The Legislature should eliminate most noncompete contracts in Minnesota and break the shackles on workers.
The time may have come to eliminate most noncompete contracts in Minnesota. A bill in the Legislature, introduced by a pair of DFL lawmakers, would abolish nearly all of these restrictive devices impeding or preventing employees from taking competitive positions with other employers.
Alas the bill will not be enacted during this session. It stalled in a House committee, which has no further hearings planned, and it lacks a companion piece in the Senate. But the measure may be revived in the future.
If the measure were enacted, Minnesota would join a few other states in severely limiting contractual impediments on an employee’s ability to obtain better jobs or leverage in negotiating better pay or working conditions at their current jobs.
California prohibits noncompete agreements and some states, such as neighboring Wisconsin, impose high standards before courts will allow these agreements.

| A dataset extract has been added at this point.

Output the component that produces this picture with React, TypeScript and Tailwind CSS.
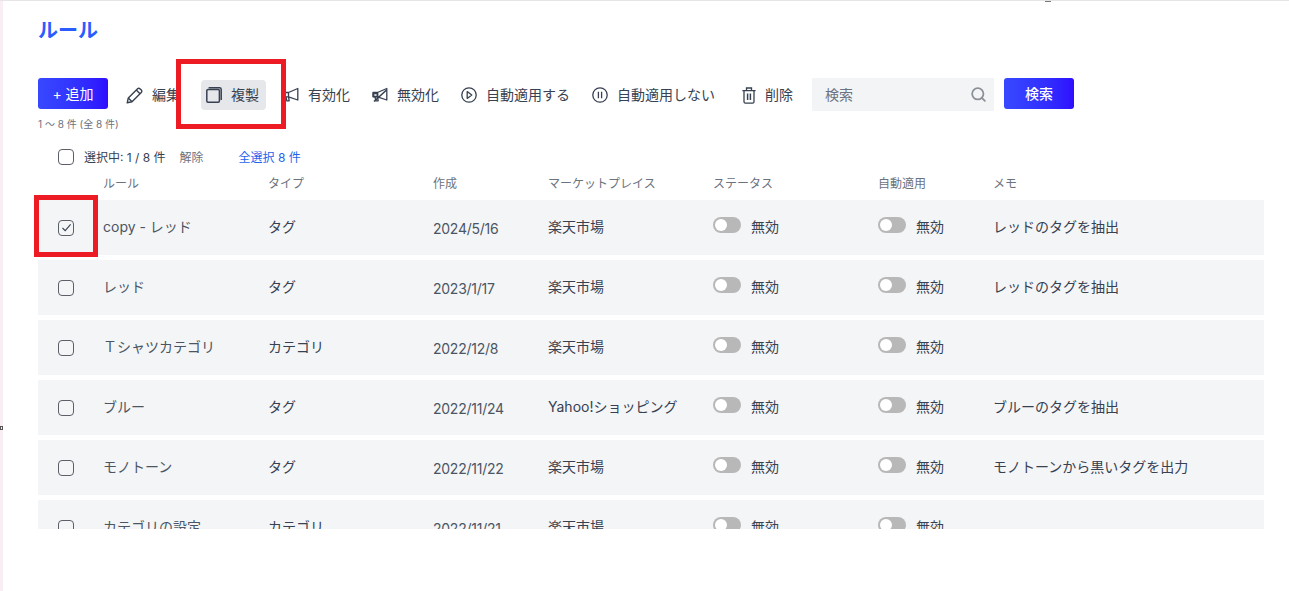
import { Search } from "lucide-react";

const fontStack = "font-['Inter','Noto_Sans_CJK_JP',sans-serif]";

type Rule = {
  name: string;
  type: string;
  created: string;
  market: string;
  memo: string;
  checked?: boolean;
};

const rules: Rule[] = [
  { name: "copy - レッド", type: "タグ", created: "2024/5/16", market: "楽天市場", memo: "レッドのタグを抽出", checked: true },
  { name: "レッド", type: "タグ", created: "2023/1/17", market: "楽天市場", memo: "レッドのタグを抽出" },
  { name: "Ｔシャツカテゴリ", type: "カテゴリ", created: "2022/12/8", market: "楽天市場", memo: "" },
  { name: "ブルー", type: "タグ", created: "2022/11/24", market: "Yahoo!ショッピング", memo: "ブルーのタグを抽出" },
  { name: "モノトーン", type: "タグ", created: "2022/11/22", market: "楽天市場", memo: "モノトーンから黒いタグを出力" },
  { name: "カテゴリの設定", type: "カテゴリ", created: "2022/11/21", market: "楽天市場", memo: "" },
];

function PencilIcon() {
  return (
    <svg width="17" height="17" viewBox="0 0 17 17" fill="none" stroke="currentColor" strokeWidth="1.4" strokeLinejoin="round">
      <path d="M1.2 15.8 2.3 11 11.6 1.7a1.6 1.6 0 0 1 2.3 0l1.4 1.4a1.6 1.6 0 0 1 0 2.3L6 14.7z" />
      <path d="M2.3 11 6 14.7M10.3 3l3.7 3.7" />
    </svg>
  );
}

function CopyIcon() {
  return (
    <svg width="16" height="16" viewBox="0 0 16 16" fill="none" stroke="currentColor" strokeWidth="1.5">
      <rect x="0.8" y="2.6" width="12.6" height="12.6" rx="1.2" />
      <path d="M2.6.8h10.9a1.7 1.7 0 0 1 1.7 1.7V13" />
    </svg>
  );
}

function HornIcon({ off }: { off?: boolean }) {
  return (
    <svg width="16" height="16" viewBox="0 0 16 16" fill="none" stroke="currentColor" strokeWidth="1.3" strokeLinejoin="round">
      <path d="M1 5.5h4.5L14.8 1.5v11.5L5.5 9.8H1z" />
      <path d="M5.5 5.5v4.3M3 9.8l.8 4h2.4l-.7-4" />
      {off ? <path d="M1.5 6.5h4v3h-4zM2 14.5 14.5 3" strokeWidth="1.6" /> : null}
    </svg>
  );
}

function PlayIcon() {
  return (
    <svg width="16" height="16" viewBox="0 0 16 16" fill="none" stroke="currentColor" strokeWidth="1.3" strokeLinejoin="round">
      <circle cx="8" cy="8" r="7.2" />
      <path d="M6.2 4.6 10.8 8l-4.6 3.4z" />
    </svg>
  );
}

function PauseIcon() {
  return (
    <svg width="16" height="16" viewBox="0 0 16 16" fill="none" stroke="currentColor" strokeWidth="1.3">
      <circle cx="8" cy="8" r="7.2" />
      <path d="M6.4 4.8v6.4M9.6 4.8v6.4" />
    </svg>
  );
}

function TrashIcon() {
  return (
    <svg width="14" height="17" viewBox="0 0 14 17" fill="none" stroke="currentColor" strokeWidth="1.3">
      <path d="M2 4v10.8A1.4 1.4 0 0 0 3.4 16.2h7.2A1.4 1.4 0 0 0 12 14.8V4" />
      <path d="M.4 3.6h13.2M4.5 3.6V1h5v2.6" />
      <path d="M5.6 6.5v6.5M8.4 6.5v6.5" strokeWidth="1.5" />
    </svg>
  );
}

function Checkbox({ checked }: { checked?: boolean }) {
  return (
    <span className="flex h-4 w-4 items-center justify-center rounded-[4px] border-[1.5px] border-[#5b5f68]">
      {checked ? (
        <svg width="11" height="11" viewBox="0 0 11 11" fill="none" stroke="#374151" strokeWidth="1.1">
          <path d="M1.5 6 4.2 8.7 9.6 2.4" />
        </svg>
      ) : null}
    </span>
  );
}

function Toggle() {
  return (
    <span className="mb-[2px] flex items-center gap-[10px]">
      <span className="mb-[4px] flex h-4 w-[28px] items-center rounded-full bg-[#b8b8b8] pl-[2px]">
        <span className="h-3 w-3 rounded-full bg-white" />
      </span>
      <span>無効</span>
    </span>
  );
}

function ToolItem({ icon, label, className }: { icon: React.ReactNode; label: string; className: string }) {
  return (
    <button className={`flex h-[30px] items-center rounded pl-[5px] text-sm text-[#374151] ${className}`}>
      {icon}
      <span className="ml-[9px]">{label}</span>
    </button>
  );
}

export default function App() {
  return (
    <div className={`relative h-[591px] w-[1289px] overflow-hidden border-t border-[#e5e5e5] bg-white ${fontStack}`}>
      <div className="h-full border-l-[3px] border-[#f8eef3] pl-[35px] pr-[25px]">
        <h1 className="pt-[15px] text-[20px] leading-[30px] font-bold text-[#2a5cff]">ルール</h1>

        <div className="mt-[32px] flex items-start">
          <button className="h-[31px] w-[70px] rounded-[3px] bg-gradient-to-r from-[#3848ff] to-[#2f0cff] text-sm text-white">
            + 追加
          </button>
          <div className="ml-[13px] flex items-center pt-[2px]">
            <ToolItem icon={<PencilIcon />} label="編集" className="pr-[4px]" />
            <ToolItem icon={<CopyIcon />} label="複製" className="ml-[17px] bg-[#e5e7eb] pr-[7px]" />
            <ToolItem icon={<HornIcon />} label="有効化" className="ml-[12px] pr-[5px]" />
            <ToolItem icon={<HornIcon off />} label="無効化" className="ml-[12px] pr-[5px]" />
            <ToolItem icon={<PlayIcon />} label="自動適用する" className="ml-[12px] pr-[5px]" />
            <ToolItem icon={<PauseIcon />} label="自動適用しない" className="ml-[12px] pr-[5px]" />
            <ToolItem icon={<TrashIcon />} label="削除" className="ml-[17px] pr-[5px]" />
          </div>
          <div className="ml-[14px] flex h-[33px] w-[182px] items-center justify-between bg-[#f3f4f6] pl-[13px] pr-[7px] text-sm text-[#6b7280]">
            <span>検索</span>
            <Search size={17} strokeWidth={2.5} className="text-[#8b8f96]" />
          </div>
          <button className="ml-[10px] h-[31px] w-[70px] rounded-[3px] bg-gradient-to-r from-[#3848ff] to-[#2f0cff] text-sm font-medium text-white">
            検索
          </button>
        </div>

        <p className="mt-[5px] text-[10px] leading-[16px] text-[#6b7280]">1 〜 8 件 (全 8 件)</p>

        <div className="mt-[17px] flex h-[17px] items-center pl-[20px] text-xs text-[#374151]">
          <span className="mb-[2px]">
            <Checkbox />
          </span>
          <span className="ml-[10px]">選択中: 1 / 8 件</span>
          <span className="ml-[14px] text-[#6b7280]">解除</span>
          <span className="ml-[35px] text-[#2563eb]">全選択 8 件</span>
        </div>

        <div className="mt-[5px] grid h-[26px] grid-cols-[65px_165px_165px_115px_165px_165px_115px_1fr] items-center text-xs text-[#6b7280]">
          <span />
          <span>ルール</span>
          <span>タイプ</span>
          <span>作成</span>
          <span>マーケットプレイス</span>
          <span>ステータス</span>
          <span>自動適用</span>
          <span>メモ</span>
        </div>

        <div className="mt-[3px] flex h-[329px] flex-col gap-[5px] overflow-hidden">
          {rules.map((rule) => (
            <div
              key={rule.name}
              className="grid h-[55px] shrink-0 grid-cols-[65px_165px_165px_115px_165px_165px_115px_1fr] items-center bg-[#f4f5f7] text-sm text-[#374151]"
            >
              <span className="pl-[20px]">
                <Checkbox checked={rule.checked} />
              </span>
              <span className="mb-[2px] text-[#4b5563]">{rule.name}</span>
              <span className="mb-[2px]">{rule.type}</span>
              <span className="mt-[2px] tracking-[-0.25px] text-[#4b5563]">{rule.created}</span>
              <span className="mb-[2px]">{rule.market}</span>
              <Toggle />
              <Toggle />
              <span className="mb-[2px]">{rule.memo}</span>
            </div>
          ))}
        </div>
      </div>

      <div className="absolute left-[176px] top-[58px] h-[70px] w-[110px] border-[5px] border-[#ed1c24]" />
      <div className="absolute left-[34px] top-[194px] h-[62px] w-[64px] border-[5px] border-[#ed1c24]" />
      <div className="absolute left-0 top-[425px] h-[4px] w-[3px] border border-[#555]" />
      <div className="absolute left-[1045px] top-[-1px] h-[2px] w-[6px] bg-[#777]" />
    </div>
  );
}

But Minnesota courts generally enforce them if they are deemed “reasonable.” Enforceability depends upon a number of factors, including the duration, the scope, and the legitimate interests of the employer in protecting employees from joining competitors — especially employees who have close ties to a customer base or have access to trade secrets that would give a competitive advantage to another employer.
In recent years, courts in Minnesota have reduced some of the restrictions, limiting the duration for which noncompetes can be imposed to a time period necessary to find and train replacement personnel.
In one notable case in central Minnesota, the Court of Appeals sliced a one-year noncompete agreement for a pair of veterinarians to six months when they left a clinic to form their own competitive facility. The court reasoned that the one-year restriction was too long to bring replacement personnel up to speed. In another case, it refused to enforce a noncompete against a Minneapolis cardiologist because of the imprecise wording in the contractual documentation.
The proposed bill was strikingly simple: it would forbid any new noncompete agreements, except in connection with the sale of a business, termination of a partnership, or end of a limited liability company.
In these cases, noncompetes could be entered into only if limited to a specific county, city, or portion of a county or city. The most common type of noncompete contract, usually imposed by employers upon employees, would be forbidden under the measure.
Previous efforts to rein in noncompete contracts also have failed in the Legislature, usually due to opposition by business interests, based on a general abhorrence of government intrusion in employment relationships. However, businesses often find themselves gored when they try to hire talent from other enterprises and are impeded from doing so because of noncompetes.
During the Great Recession, when unemployment was high and job mobility limited, there were very few occasions to invoke restrictive noncompete agreements. But as the economy and employment prospects have improved, noncompete agreements are back in full bloom and are being used with greater frequency.
This is especially so in Minnesota, where high-tech operations, medical supply companies and a vast array of other businesses are increasingly relying upon them.
Appropriate or abusive?
When used appropriately, noncompetes can be beneficial, encouraging employers to invest time and resources in their employees without fear that they may leave for a competitor, or start their own business, and benefit from the investment, training, and business contacts they have obtained at their current place of employment.
But they also can be abused by management, preventing employees from exercising mobility and giving them less ability to negotiate better terms and conditions of employment at their current jobs.
Although the proposed bill prohibiting most noncompetes is off the table for now, it illuminates a growing problem. Noncompetes date back to the horse-and-buggy days of the late 19th century. With businesses competing globally, noncompete agreements can be more formidable and, for some employees, frightening. Even employers may fret when they run up against a noncompete clause when trying to lure an employee working for a competitor.
The proposed limitation on noncompetes may be stuck at the bottom of the legislative hopper this year. Yet it may be a harbinger of the future of noncompete contracts in Minnesota.